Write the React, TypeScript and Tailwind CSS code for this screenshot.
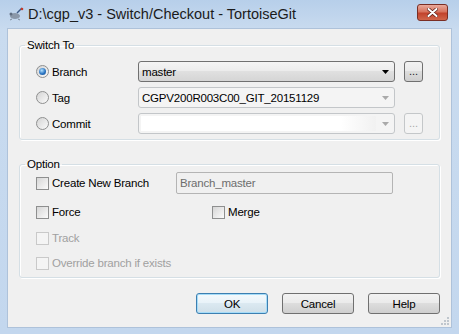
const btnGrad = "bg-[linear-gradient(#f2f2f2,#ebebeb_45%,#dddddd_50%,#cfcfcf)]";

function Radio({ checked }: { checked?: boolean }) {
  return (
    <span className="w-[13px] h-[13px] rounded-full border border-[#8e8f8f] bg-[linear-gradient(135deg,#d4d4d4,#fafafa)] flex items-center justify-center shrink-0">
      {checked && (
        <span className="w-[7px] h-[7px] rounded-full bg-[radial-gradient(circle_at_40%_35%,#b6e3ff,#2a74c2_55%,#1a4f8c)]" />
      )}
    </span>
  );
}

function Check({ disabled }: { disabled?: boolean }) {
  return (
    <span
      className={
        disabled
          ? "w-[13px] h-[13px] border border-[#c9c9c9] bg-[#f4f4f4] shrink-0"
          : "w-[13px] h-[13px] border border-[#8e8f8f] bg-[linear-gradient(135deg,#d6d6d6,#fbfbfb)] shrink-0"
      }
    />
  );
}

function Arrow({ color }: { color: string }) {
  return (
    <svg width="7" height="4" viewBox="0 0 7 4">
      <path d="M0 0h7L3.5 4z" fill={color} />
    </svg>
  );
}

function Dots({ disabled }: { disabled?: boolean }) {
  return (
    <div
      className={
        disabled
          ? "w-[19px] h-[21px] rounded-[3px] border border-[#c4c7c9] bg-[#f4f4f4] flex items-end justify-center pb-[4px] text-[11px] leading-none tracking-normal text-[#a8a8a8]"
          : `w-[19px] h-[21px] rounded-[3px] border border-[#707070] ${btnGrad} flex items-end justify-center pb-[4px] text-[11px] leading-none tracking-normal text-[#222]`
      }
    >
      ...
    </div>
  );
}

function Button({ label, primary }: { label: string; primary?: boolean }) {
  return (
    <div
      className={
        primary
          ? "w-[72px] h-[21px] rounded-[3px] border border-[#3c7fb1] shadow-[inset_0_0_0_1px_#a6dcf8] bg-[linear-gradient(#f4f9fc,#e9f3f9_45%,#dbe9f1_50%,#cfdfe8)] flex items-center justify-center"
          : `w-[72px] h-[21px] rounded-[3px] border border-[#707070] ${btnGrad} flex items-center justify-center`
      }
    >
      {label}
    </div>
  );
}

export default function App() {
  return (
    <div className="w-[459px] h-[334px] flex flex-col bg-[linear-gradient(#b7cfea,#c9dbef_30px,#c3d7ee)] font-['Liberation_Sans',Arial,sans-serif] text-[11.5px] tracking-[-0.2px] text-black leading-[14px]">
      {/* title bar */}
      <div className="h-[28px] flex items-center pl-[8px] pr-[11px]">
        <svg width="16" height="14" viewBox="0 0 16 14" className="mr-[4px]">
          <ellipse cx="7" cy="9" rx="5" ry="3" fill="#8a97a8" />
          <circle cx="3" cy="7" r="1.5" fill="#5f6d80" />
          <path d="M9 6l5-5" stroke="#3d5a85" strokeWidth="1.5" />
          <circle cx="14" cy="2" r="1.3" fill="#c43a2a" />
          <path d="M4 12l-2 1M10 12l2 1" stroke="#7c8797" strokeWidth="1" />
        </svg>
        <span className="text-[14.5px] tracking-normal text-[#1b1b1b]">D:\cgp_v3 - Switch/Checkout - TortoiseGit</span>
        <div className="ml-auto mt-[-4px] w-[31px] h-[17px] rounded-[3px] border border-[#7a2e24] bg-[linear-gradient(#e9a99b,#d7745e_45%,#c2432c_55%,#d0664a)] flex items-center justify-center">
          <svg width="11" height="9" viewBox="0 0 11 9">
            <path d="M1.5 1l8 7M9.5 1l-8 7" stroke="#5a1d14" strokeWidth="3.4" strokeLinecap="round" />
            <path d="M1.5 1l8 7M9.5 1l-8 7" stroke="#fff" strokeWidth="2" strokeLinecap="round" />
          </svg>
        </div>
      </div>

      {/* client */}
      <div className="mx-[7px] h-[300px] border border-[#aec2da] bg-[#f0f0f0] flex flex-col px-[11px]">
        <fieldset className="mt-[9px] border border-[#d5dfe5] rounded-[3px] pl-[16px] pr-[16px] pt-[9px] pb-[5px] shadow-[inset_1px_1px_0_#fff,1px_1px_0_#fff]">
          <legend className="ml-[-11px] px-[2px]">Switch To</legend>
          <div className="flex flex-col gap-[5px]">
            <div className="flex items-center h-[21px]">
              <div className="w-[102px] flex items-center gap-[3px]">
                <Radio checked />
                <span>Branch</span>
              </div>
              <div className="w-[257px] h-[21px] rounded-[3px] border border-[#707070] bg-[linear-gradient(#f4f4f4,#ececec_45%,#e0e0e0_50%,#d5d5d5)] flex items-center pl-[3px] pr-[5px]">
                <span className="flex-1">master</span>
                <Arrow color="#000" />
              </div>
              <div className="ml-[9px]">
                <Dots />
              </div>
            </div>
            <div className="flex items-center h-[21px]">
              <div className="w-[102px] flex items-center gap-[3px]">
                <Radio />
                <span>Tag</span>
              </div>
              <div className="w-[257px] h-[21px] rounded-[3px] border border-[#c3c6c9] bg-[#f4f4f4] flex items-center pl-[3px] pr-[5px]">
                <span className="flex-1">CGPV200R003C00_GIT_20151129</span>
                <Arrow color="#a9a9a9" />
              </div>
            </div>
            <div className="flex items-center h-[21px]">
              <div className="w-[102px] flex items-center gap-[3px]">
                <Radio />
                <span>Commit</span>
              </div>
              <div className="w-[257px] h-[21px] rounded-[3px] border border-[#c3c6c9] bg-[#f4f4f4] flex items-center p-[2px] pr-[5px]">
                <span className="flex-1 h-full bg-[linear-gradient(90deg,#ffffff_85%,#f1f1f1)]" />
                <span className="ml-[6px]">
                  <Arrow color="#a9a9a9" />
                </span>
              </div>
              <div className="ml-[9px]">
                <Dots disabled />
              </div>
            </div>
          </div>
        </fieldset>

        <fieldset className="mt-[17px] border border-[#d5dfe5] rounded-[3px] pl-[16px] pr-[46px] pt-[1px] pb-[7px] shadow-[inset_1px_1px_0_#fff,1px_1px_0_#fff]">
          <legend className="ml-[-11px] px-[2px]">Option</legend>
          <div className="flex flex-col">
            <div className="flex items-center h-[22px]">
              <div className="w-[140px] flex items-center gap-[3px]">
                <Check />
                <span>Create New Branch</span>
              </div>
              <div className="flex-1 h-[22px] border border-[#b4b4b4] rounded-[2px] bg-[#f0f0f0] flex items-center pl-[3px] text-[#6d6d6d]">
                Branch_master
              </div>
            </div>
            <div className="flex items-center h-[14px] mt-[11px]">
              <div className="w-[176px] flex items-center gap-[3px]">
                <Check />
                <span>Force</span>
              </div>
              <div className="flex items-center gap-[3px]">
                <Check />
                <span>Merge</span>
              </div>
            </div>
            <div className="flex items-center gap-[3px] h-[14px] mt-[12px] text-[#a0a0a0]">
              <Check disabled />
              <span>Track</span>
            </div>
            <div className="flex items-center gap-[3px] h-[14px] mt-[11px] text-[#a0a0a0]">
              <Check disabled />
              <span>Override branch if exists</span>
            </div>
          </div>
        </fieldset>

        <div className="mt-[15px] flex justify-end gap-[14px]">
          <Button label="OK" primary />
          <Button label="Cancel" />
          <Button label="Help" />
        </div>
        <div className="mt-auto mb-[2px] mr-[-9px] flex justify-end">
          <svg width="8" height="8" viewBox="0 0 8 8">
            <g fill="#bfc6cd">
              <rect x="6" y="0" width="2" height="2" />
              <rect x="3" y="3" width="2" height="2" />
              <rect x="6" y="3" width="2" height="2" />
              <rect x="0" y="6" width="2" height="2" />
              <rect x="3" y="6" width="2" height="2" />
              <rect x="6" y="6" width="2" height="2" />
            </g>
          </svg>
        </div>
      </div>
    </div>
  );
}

---

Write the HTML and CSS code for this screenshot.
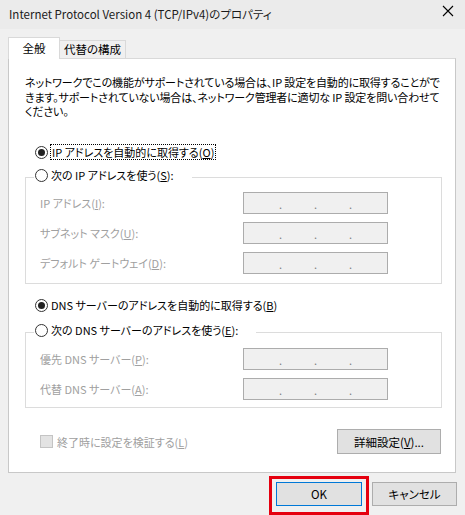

...

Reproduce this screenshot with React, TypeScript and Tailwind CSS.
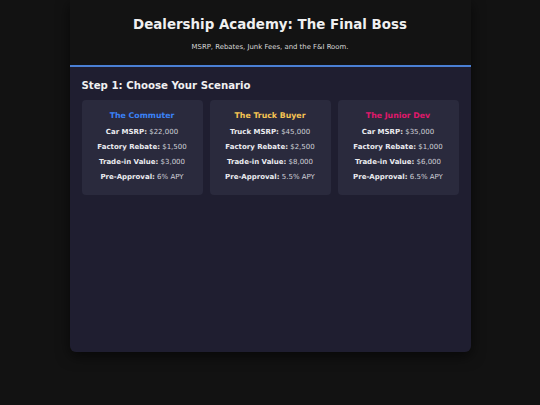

Set exercise:
Count how many lines in the data contain the word "code", giving the number without comment.

Finished exercise:
2